Short task: Within the records that follow, find every line containing the string "React". Copy those lines.

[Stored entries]
....
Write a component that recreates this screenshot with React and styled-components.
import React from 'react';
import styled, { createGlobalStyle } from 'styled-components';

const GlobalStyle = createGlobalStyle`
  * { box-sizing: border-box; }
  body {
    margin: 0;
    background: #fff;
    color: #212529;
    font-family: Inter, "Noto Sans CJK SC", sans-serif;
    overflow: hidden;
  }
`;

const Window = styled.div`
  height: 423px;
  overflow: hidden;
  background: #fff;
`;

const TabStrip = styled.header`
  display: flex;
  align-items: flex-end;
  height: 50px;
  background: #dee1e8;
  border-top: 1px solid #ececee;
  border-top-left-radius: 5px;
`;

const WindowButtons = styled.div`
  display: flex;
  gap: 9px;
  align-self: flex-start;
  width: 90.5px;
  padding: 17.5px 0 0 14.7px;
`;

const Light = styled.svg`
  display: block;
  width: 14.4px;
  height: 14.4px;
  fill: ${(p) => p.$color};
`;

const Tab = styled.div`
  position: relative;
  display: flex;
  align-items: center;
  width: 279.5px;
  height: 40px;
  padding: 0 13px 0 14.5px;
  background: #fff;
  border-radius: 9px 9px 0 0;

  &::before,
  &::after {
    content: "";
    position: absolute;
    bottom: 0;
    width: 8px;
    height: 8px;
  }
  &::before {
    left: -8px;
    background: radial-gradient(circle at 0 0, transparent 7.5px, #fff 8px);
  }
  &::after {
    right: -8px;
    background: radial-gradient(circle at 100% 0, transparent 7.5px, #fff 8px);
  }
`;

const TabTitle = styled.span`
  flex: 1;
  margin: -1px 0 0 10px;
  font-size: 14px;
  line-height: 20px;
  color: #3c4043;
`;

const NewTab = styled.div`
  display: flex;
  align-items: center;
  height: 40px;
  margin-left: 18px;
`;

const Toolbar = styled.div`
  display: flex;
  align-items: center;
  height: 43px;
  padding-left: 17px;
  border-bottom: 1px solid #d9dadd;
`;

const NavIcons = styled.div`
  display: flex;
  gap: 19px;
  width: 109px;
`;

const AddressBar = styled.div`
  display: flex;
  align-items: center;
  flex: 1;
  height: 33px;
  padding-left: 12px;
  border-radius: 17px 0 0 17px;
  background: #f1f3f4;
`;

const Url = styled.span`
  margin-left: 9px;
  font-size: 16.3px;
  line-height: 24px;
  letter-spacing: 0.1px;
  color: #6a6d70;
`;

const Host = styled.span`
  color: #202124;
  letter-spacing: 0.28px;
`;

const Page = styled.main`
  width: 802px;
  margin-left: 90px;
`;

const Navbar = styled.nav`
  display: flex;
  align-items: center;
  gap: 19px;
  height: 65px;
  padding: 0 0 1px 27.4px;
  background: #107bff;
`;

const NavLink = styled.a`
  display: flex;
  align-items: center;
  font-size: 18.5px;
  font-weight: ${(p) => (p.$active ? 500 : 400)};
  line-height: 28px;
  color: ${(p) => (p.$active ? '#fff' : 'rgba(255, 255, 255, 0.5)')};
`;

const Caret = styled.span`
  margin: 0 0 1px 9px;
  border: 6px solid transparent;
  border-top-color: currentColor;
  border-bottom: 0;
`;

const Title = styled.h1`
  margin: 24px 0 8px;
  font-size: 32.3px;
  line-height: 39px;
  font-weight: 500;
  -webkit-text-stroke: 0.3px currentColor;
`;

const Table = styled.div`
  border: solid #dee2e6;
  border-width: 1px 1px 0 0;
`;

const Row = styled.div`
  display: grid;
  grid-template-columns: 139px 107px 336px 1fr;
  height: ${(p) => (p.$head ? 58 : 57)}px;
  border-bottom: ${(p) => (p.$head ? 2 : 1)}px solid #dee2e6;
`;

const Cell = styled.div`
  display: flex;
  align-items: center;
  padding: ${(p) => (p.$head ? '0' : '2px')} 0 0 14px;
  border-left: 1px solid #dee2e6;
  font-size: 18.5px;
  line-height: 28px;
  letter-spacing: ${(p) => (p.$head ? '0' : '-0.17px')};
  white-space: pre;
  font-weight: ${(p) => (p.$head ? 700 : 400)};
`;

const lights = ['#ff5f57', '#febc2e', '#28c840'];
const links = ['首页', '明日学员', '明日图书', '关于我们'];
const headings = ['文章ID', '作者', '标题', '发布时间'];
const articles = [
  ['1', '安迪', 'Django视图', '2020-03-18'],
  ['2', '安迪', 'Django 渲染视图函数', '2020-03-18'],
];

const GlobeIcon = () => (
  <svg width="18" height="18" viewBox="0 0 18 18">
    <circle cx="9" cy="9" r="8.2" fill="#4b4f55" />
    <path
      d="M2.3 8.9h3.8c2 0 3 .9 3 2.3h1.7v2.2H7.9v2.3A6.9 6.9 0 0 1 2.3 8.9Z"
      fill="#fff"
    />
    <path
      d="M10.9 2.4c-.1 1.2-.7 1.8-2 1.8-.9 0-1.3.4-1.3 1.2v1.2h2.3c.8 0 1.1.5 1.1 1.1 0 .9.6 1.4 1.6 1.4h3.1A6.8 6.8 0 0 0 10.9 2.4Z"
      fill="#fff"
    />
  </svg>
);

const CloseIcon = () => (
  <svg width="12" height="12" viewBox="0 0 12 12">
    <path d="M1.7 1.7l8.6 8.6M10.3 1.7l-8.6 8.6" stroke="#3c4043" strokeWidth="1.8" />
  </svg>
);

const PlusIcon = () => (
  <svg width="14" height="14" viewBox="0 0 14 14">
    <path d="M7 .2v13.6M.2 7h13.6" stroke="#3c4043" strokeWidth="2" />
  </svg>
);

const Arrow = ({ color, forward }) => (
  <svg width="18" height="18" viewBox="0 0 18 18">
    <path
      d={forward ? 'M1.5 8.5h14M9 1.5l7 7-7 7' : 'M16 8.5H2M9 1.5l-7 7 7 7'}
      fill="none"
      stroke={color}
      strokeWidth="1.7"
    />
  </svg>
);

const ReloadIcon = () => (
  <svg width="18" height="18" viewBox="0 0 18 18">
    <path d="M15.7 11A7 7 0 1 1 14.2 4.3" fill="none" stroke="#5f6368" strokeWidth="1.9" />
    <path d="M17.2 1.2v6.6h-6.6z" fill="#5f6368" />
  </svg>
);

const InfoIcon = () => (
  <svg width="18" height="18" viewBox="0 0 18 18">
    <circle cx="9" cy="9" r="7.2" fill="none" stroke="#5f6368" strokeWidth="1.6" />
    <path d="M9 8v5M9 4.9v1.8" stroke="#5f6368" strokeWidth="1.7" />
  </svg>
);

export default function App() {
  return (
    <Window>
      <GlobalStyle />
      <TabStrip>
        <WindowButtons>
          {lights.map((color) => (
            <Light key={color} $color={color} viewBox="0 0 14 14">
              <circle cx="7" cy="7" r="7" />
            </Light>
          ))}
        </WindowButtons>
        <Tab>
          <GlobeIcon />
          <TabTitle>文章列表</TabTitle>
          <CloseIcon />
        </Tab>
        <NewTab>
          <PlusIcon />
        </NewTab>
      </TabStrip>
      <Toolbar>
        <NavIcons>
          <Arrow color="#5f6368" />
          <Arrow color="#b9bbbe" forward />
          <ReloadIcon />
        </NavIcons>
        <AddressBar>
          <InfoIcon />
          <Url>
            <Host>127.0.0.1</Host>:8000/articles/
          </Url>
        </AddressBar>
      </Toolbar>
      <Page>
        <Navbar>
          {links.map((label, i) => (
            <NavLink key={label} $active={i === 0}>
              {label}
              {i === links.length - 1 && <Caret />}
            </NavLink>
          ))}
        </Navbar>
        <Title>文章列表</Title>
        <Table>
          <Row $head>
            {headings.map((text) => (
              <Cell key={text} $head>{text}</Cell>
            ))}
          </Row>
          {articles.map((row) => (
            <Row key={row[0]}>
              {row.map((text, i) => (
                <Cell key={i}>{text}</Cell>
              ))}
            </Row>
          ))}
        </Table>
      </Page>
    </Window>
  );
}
....
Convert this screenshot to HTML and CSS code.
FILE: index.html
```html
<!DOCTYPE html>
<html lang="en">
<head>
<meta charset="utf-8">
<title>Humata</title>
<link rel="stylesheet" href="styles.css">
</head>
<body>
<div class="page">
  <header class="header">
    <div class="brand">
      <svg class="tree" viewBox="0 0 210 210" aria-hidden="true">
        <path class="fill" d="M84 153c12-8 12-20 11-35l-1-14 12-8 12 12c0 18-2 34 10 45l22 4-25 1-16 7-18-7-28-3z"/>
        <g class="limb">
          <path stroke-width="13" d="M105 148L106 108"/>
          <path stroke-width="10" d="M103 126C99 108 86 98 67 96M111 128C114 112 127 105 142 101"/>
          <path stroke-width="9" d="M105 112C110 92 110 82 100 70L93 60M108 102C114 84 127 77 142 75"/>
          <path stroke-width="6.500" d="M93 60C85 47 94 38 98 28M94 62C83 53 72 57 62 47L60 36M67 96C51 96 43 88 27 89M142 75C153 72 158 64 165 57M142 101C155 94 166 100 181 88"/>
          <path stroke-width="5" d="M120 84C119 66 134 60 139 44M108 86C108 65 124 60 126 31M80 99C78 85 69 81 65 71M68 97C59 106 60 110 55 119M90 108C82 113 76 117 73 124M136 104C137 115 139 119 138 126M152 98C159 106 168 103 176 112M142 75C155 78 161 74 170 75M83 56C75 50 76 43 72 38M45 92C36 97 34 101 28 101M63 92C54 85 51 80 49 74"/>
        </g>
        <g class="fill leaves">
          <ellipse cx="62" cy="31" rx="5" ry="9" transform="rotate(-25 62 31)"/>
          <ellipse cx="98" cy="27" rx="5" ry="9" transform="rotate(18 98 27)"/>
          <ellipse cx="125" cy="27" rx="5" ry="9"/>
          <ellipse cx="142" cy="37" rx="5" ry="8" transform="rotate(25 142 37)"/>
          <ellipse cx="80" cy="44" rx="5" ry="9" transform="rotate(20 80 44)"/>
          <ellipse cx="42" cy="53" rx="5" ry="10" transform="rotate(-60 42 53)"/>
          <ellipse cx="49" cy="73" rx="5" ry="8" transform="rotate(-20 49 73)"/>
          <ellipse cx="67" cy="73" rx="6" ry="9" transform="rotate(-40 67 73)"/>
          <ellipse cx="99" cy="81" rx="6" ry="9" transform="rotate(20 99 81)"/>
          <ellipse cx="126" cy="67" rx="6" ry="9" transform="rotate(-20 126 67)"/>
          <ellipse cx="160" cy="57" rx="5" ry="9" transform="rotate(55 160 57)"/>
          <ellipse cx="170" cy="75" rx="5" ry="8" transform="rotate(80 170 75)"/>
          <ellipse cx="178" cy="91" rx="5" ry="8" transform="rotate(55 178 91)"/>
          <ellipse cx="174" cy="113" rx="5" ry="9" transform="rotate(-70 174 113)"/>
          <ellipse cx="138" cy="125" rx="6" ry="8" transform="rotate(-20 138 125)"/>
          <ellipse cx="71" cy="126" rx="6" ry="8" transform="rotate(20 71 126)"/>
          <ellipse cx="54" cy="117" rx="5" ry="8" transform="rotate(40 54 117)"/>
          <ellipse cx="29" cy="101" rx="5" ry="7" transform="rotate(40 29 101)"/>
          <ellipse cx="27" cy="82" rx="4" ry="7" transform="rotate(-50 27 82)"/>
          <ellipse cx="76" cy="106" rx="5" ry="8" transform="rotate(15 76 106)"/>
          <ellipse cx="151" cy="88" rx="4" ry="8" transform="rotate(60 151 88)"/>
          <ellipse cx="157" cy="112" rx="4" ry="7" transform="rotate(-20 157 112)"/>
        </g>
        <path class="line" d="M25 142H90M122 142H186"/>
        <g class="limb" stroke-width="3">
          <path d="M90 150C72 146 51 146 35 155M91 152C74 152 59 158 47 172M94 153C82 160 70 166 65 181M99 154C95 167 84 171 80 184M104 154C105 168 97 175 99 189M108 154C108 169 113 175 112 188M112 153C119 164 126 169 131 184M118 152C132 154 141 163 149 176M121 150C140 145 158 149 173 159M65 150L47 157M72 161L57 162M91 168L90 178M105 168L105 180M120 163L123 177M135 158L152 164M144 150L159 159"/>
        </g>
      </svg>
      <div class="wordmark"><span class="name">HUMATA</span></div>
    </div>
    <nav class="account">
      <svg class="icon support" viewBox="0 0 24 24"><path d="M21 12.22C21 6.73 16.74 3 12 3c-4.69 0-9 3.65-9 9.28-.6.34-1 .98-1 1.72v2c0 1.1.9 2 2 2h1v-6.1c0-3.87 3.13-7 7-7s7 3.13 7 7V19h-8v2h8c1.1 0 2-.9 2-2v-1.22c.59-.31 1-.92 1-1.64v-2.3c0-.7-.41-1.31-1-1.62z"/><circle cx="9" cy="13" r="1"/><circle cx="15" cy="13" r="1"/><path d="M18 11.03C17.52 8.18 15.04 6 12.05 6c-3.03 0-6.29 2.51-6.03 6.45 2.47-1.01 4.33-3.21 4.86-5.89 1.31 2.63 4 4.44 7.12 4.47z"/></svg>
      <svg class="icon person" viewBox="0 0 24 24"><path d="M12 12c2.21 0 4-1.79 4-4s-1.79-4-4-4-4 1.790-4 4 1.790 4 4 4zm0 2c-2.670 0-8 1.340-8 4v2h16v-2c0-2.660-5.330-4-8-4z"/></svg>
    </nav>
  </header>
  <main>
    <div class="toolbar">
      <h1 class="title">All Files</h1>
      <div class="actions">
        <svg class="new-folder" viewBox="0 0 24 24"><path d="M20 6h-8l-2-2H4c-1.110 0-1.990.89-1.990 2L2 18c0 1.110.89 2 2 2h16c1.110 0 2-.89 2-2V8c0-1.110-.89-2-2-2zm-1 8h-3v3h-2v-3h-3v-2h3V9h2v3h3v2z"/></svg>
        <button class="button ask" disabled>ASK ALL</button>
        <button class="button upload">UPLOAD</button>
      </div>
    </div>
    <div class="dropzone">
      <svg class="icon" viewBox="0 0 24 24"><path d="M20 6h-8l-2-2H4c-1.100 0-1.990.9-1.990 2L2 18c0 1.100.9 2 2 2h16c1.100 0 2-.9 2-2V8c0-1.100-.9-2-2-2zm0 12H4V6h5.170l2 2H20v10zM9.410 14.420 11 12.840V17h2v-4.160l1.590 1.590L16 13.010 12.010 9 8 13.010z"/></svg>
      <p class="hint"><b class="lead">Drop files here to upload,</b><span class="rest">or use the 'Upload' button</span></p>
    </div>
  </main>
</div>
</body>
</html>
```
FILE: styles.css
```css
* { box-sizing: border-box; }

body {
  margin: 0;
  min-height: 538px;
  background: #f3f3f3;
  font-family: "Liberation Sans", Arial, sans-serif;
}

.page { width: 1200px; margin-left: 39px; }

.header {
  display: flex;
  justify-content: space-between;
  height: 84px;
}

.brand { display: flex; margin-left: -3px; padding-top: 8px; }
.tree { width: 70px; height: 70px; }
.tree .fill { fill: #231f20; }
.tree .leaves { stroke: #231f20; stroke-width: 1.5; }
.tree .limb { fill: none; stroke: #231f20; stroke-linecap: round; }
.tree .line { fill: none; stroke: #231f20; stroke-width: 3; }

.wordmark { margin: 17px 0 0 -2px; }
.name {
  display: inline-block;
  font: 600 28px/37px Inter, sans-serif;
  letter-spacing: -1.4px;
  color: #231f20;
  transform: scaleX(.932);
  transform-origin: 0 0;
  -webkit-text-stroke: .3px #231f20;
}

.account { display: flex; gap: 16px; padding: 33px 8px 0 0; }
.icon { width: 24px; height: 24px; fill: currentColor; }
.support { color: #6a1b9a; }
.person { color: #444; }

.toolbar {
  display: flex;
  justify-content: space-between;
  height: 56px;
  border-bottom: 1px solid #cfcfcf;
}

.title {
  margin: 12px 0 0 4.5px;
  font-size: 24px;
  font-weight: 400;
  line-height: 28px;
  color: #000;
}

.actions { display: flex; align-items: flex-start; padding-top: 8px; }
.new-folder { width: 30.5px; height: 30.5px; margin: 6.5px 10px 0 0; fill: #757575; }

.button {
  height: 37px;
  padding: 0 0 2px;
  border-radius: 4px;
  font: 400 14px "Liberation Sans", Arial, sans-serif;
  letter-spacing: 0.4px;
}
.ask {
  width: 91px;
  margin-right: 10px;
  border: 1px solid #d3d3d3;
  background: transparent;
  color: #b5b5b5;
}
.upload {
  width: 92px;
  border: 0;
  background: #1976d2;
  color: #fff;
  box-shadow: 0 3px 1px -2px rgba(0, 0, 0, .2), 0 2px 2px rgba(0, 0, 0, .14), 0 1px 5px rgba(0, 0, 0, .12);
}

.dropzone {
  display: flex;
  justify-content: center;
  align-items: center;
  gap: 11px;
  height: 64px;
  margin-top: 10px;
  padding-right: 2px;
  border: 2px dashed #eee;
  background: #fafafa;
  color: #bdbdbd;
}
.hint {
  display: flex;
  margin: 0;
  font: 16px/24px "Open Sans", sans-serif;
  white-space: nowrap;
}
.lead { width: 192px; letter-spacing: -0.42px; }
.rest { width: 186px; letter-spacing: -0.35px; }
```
....
Correct output:
Write a component that recreates this screenshot with React and styled-components.
import React from 'react';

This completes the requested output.